夜の街を走る電車の乗客の皆ひたすらに携帯を打つ
メール打つ夜の電車の乗客の長き爪先巧みに早し



評)
現代の風俗を捉えようとして、努力した。一首目は都会独特の情景が客観的に表現できた。二首目はその一人に着目し、細かい所まで歌った。その意欲を買いたい。



吉岡 健児


黄のゑのぐ使ひ尽くしてをさなごは菜の花畑駆け廻りをり



評)
巧みな歌だ。「黄」の絵の具と菜の花畑、とが多少作意が目立たないわけではないが、全体が生き生きと歌われているので、それも許されるであろう。



さつき


竹の子はまだかと竹林踏み入ればウグイスの声笹間より聞こゆ



評)
少し幼い表現でもあるが、春のうきうきした雰囲気が捉えられていて、魅力的である。「竹の子」を探して、踏み入った竹林に「ウグイスの声」がする、という所が良い。


佳作



石川 順一


何時もとは違ふソフトの新作に心華やぎ足も浮き立つ



評)
パソコンソフトを新しくした時の喜びが素直な表現で出ているところが良い。どんなソフトかは、解るようにしなくてはいけないことは勿論だが・・。



仲山 小百合


寂しさを紛らす為の毛糸なり古きセーターをほどいてマフラー


評)
軽妙な詠い方が、この作者の特徴だが、表現に無理がある場合が多いので注意が必要である。この歌も結句が面白いのだが落ち着いていないことを考えて欲しい。



あきた げん


脈乱れ苦しき訳を心臓の弁が足りぬと医師は言いたり



評)
少し報告的な面は否めないが、纏まりのある歌である。淡々と医師の言ったことだけに集中して歌ったところが良い。



山本 景天


婚約の指輪はめたる娘の姿見つつ妻が涙流せり


評)
誰しもがこういう場面に遭遇する事はあるが、そこを、感情に流されないように歌うのは、意外と難しい。この歌も推敲を重ねて、このような形に纏まった。静かに妻を見つめる事で、かえって、良い作品になった。



英 山


ゴールデン街の友の写真展に集ひたり酒と肴をギャラリーに持ち込み



評)
寸景を巧く纏めた。ゴールデン街の歌に力を纏めたようだが、いまひとつ、つめ切れなかったのではか。ポイントが巧く絞り込めていない感じがした。その点この歌は良く気持が出ている。


寸言


選歌後記

今月の歌を見て、「テーマ」を意識して歌を作る、ことの重要性を考えた。我々は、いつも、漫然と歌を作っていないか、という点検は常にしたいものだ。一体何を歌いたいのか、をしっかり意識して歌に臨む、ということである。

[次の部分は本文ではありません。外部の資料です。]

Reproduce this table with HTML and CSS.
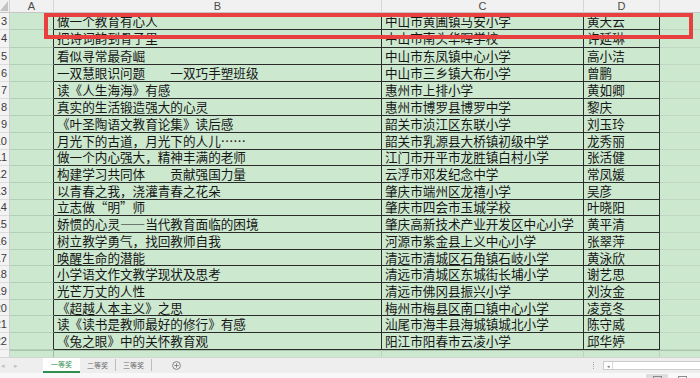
FILE: index.html
```html
<!DOCTYPE html>
<html lang="zh-CN">
<head>
<meta charset="utf-8">
<title>一等奖</title>
<link rel="stylesheet" href="styles.css">
</head>
<body>
<div class="app">
  <div class="sheet">
    <div class="corner"><span class="tri"></span></div>
    <div class="ch">A</div>
    <div class="ch">B</div>
    <div class="ch">C</div>
    <div class="ch">D</div>
    <div class="ch ch-last"></div>

    <div class="rh">3</div><div class="ca"></div><div class="cx">做一个教育有心人</div><div class="cx">中山市黄圃镇马安小学</div><div class="cx">黄天云</div><div class="ce"></div>
    <div class="rh">4</div><div class="ca"></div><div class="cx">把诗词韵到骨子里</div><div class="cx">中山市南头华晖学校</div><div class="cx">许延琳</div><div class="ce"></div>
    <div class="rh">5</div><div class="ca"></div><div class="cx">看似寻常最奇崛</div><div class="cx">中山市东凤镇中心小学</div><div class="cx">高小洁</div><div class="ce"></div>
    <div class="rh">6</div><div class="ca"></div><div class="cx">一双慧眼识问题　　一双巧手塑班级</div><div class="cx">中山市三乡镇大布小学</div><div class="cx">曾鹏</div><div class="ce"></div>
    <div class="rh">7</div><div class="ca"></div><div class="cx">读《人生海海》有感</div><div class="cx">惠州市上排小学</div><div class="cx">黄如卿</div><div class="ce"></div>
    <div class="rh">8</div><div class="ca"></div><div class="cx">真实的生活锻造强大的心灵</div><div class="cx">惠州市博罗县博罗中学</div><div class="cx">黎庆</div><div class="ce"></div>
    <div class="rh">9</div><div class="ca"></div><div class="cx">《叶圣陶语文教育论集》读后感</div><div class="cx">韶关市浈江区东联小学</div><div class="cx">刘玉玲</div><div class="ce"></div>
    <div class="rh">10</div><div class="ca"></div><div class="cx">月光下的古道，月光下的人儿……</div><div class="cx">韶关市乳源县大桥镇初级中学</div><div class="cx">龙秀丽</div><div class="ce"></div>
    <div class="rh">11</div><div class="ca"></div><div class="cx">做一个内心强大，精神丰满的老师</div><div class="cx">江门市开平市龙胜镇白村小学</div><div class="cx">张活健</div><div class="ce"></div>
    <div class="rh">12</div><div class="ca"></div><div class="cx">构建学习共同体　　贡献强国力量</div><div class="cx">云浮市邓发纪念中学</div><div class="cx">常凤媛</div><div class="ce"></div>
    <div class="rh">13</div><div class="ca"></div><div class="cx">以青春之我，浇灌青春之花朵</div><div class="cx">肇庆市端州区龙禧小学</div><div class="cx">吴彦</div><div class="ce"></div>
    <div class="rh">14</div><div class="ca"></div><div class="cx">立志做“明”师</div><div class="cx">肇庆市四会市玉城学校</div><div class="cx">叶晓阳</div><div class="ce"></div>
    <div class="rh">15</div><div class="ca"></div><div class="cx">娇惯的心灵——当代教育面临的困境</div><div class="cx">肇庆高新技术产业开发区中心小学</div><div class="cx">黄平清</div><div class="ce"></div>
    <div class="rh">16</div><div class="ca"></div><div class="cx">树立教学勇气，找回教师自我</div><div class="cx">河源市紫金县上义中心小学</div><div class="cx">张翠萍</div><div class="ce"></div>
    <div class="rh">17</div><div class="ca"></div><div class="cx">唤醒生命的潜能</div><div class="cx">清远市清城区石角镇石岐小学</div><div class="cx">黄泳欣</div><div class="ce"></div>
    <div class="rh">18</div><div class="ca"></div><div class="cx">小学语文作文教学现状及思考</div><div class="cx">清远市清城区东城街长埔小学</div><div class="cx">谢艺思</div><div class="ce"></div>
    <div class="rh">19</div><div class="ca"></div><div class="cx">光芒万丈的人性</div><div class="cx">清远市佛冈县振兴小学</div><div class="cx">刘汝金</div><div class="ce"></div>
    <div class="rh">20</div><div class="ca"></div><div class="cx">《超越人本主义》之思</div><div class="cx">梅州市梅县区南口镇中心小学</div><div class="cx">凌竞冬</div><div class="ce"></div>
    <div class="rh">21</div><div class="ca"></div><div class="cx">读《读书是教师最好的修行》有感</div><div class="cx">汕尾市海丰县海城镇城北小学</div><div class="cx">陈守威</div><div class="ce"></div>
    <div class="rh">22</div><div class="ca"></div><div class="cx">《兔之眼》中的关怀教育观</div><div class="cx">阳江市阳春市云凌小学</div><div class="cx">邱华婷</div><div class="ce"></div>

    <div class="rh rh-cut"></div><div class="cz cz-a"></div><div class="cz"></div><div class="cz"></div><div class="cz"></div><div class="cz cz-e"></div>

    <div class="mark"></div>
  </div>

  <div class="tabbar">
    <div class="nav"><span class="arr">&#9666;</span><span class="arr">&#9656;</span></div>
    <div class="tab tab-on">一等奖</div>
    <div class="tab">二等奖</div>
    <div class="tab">三等奖</div>
    <div class="add">
      <svg width="9" height="9" viewBox="0 0 9 9"><circle cx="4.5" cy="4.5" r="3.9" fill="none" stroke="#7a7a7a" stroke-width="0.9"/><path d="M4.5 2.4v4.2M2.4 4.5h4.2" stroke="#7a7a7a" stroke-width="0.9"/></svg>
    </div>
    <div class="fill"></div>
    <div class="grip"></div>
    <div class="hscroll"><span class="hbtn">&#9666;</span></div>
  </div>

  <div class="status">
    <div class="vbtn vbtn-on"><span class="vicon"></span></div>
    <div class="vbtn"><span class="vicon"></span></div>
  </div>
</div>
</body>
</html>
```

FILE: styles.css
```css
html, body {
  margin: 0;
  padding: 0;
}

body {
  width: 700px;
  height: 378px;
  overflow: hidden;
  background: #f7f7f7;
  font-family: "Noto Sans CJK SC", "Noto Sans", sans-serif;
}

.app {
  display: flex;
  flex-direction: column;
  width: 700px;
  height: 378px;
}

.sheet {
  position: relative;
  display: grid;
  grid-template-columns: 10px 44px 328px 202px 76px 40px;
  grid-template-rows: 13px repeat(5, 17.3px) repeat(15, 16.7px) 7px;
  background: #cce8cf;
  overflow: hidden;
}

.sheet > div {
  box-sizing: border-box;
  min-width: 0;
}

.corner {
  position: relative;
  background: #f1f1f1;
  border-right: 1px solid #d2d2d2;
  border-bottom: 1px solid #c6c6c6;
}

.tri {
  position: absolute;
  right: 1px;
  bottom: 1px;
  width: 0;
  height: 0;
  border-left: 8px solid transparent;
  border-bottom: 10px solid #c4c4c4;
}

.ch {
  display: flex;
  align-items: center;
  justify-content: center;
  background: #f1f1f1;
  border-right: 1px solid #d6d6d6;
  border-bottom: 1px solid #c6c6c6;
  font-family: "Liberation Sans", Arial, sans-serif;
  font-size: 11px;
  line-height: 12px;
  color: #4a4a4a;
}

.ch-last {
  border-right: none;
}

.rh {
  display: flex;
  align-items: center;
  justify-content: flex-end;
  padding-right: 2px;
  background: #f3f3f3;
  border-right: 1px solid #cfcfcf;
  border-bottom: 1px solid #dcdcdc;
  font-family: "Liberation Sans", Arial, sans-serif;
  font-size: 11px;
  line-height: 12px;
  color: #3a3a3a;
  overflow: hidden;
  white-space: nowrap;
}

.rh-cut {
  border-bottom: none;
}

.ca {
  border-right: 1px solid #2b2b2b;
  border-bottom: 1px solid #b3cfb6;
}

.cx {
  display: flex;
  align-items: center;
  padding-left: 3px;
  border-right: 1px solid #2b2b2b;
  border-bottom: 1px solid #2b2b2b;
  font-size: 12.6px;
  line-height: 14px;
  color: #161616;
  white-space: pre;
  overflow: hidden;
}

.ce {
  border-bottom: 1px solid #bfd7c2;
}

.cz {
  border-right: 1px solid #bcd5bf;
  border-top: 1px solid #a9c6ac;
}

.cz-a {
  border-right: 1px solid #9fbca2;
}

.cz-e {
  border-right: none;
}

.mark {
  position: absolute;
  left: 44px;
  top: 13px;
  width: 649px;
  height: 26px;
  box-sizing: border-box;
  border: 4px solid #e8403f;
  pointer-events: none;
}

.tabbar {
  display: flex;
  align-items: stretch;
  height: 16px;
  background: #eeeeee;
  border-top: 1px solid #d4d4d4;
  box-sizing: border-box;
}

.nav {
  display: flex;
  align-items: center;
  gap: 9px;
  width: 43px;
  padding-left: 1px;
  box-sizing: border-box;
}

.arr {
  font-size: 7px;
  color: #c2c2c2;
  line-height: 7px;
}

.tab {
  align-self: center;
  display: flex;
  align-items: center;
  justify-content: center;
  width: 36px;
  height: 12px;
  box-sizing: border-box;
  border-right: 1px solid #bdbdbd;
  font-size: 7px;
  color: #6a6a6a;
  line-height: 8px;
}

.tab-on {
  align-self: stretch;
  height: auto;
  width: 37px;
  background: #ffffff;
  border-right: none;
  border-bottom: 2px solid #2f8f4e;
  color: #2f8f4e;
}

.add {
  display: flex;
  align-items: center;
  margin-left: 20px;
}

.add svg {
  display: block;
}

.fill {
  flex: 1;
}

.grip {
  align-self: center;
  width: 0;
  height: 7px;
  border-left: 1px dotted #a8a8a8;
  margin-right: 9px;
}

.hscroll {
  align-self: center;
  display: flex;
  align-items: center;
  width: 97px;
  height: 9px;
  box-sizing: border-box;
  background: #ffffff;
  border: 1px solid #cccccc;
  border-right: none;
}

.hbtn {
  display: flex;
  align-items: center;
  justify-content: center;
  width: 8px;
  height: 7px;
  border-right: 1px solid #d8d8d8;
  font-size: 5px;
  color: #777777;
  line-height: 5px;
}

.status {
  display: flex;
  justify-content: flex-end;
  align-items: flex-end;
  gap: 6px;
  height: 5px;
  background: #f8f8f8;
  overflow: hidden;
  padding-right: 10px;
}

.vbtn {
  display: flex;
  justify-content: center;
  width: 16px;
  height: 4px;
  padding-top: 2px;
  box-sizing: border-box;
}

.vbtn-on {
  width: 22px;
  background: #dedede;
}

.vicon {
  width: 9px;
  height: 6px;
  box-sizing: border-box;
  border: 1px solid #8a8a8a;
  border-bottom: none;
}
```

何となく、三十一字に纏めれば、何とかなる、と思わずに、何を歌うのかを、はっきりさせてから、作る、ということである。その後で、どういう表現が良いのかを考える、ということである。ともすればどうすれば、良い表現になるのかに腐心してしまう。戒めなければならないであろう。歌が報告的になってしまうのは、止むを得ない面もあるが、今一度点検して、歌いたい事は何なのかを、常に考えて、推敲しなおす事が、大切な事であると思う。是非、纏めた自分の作品の、一番歌いたい事への点検を何度もすることを勧めたい。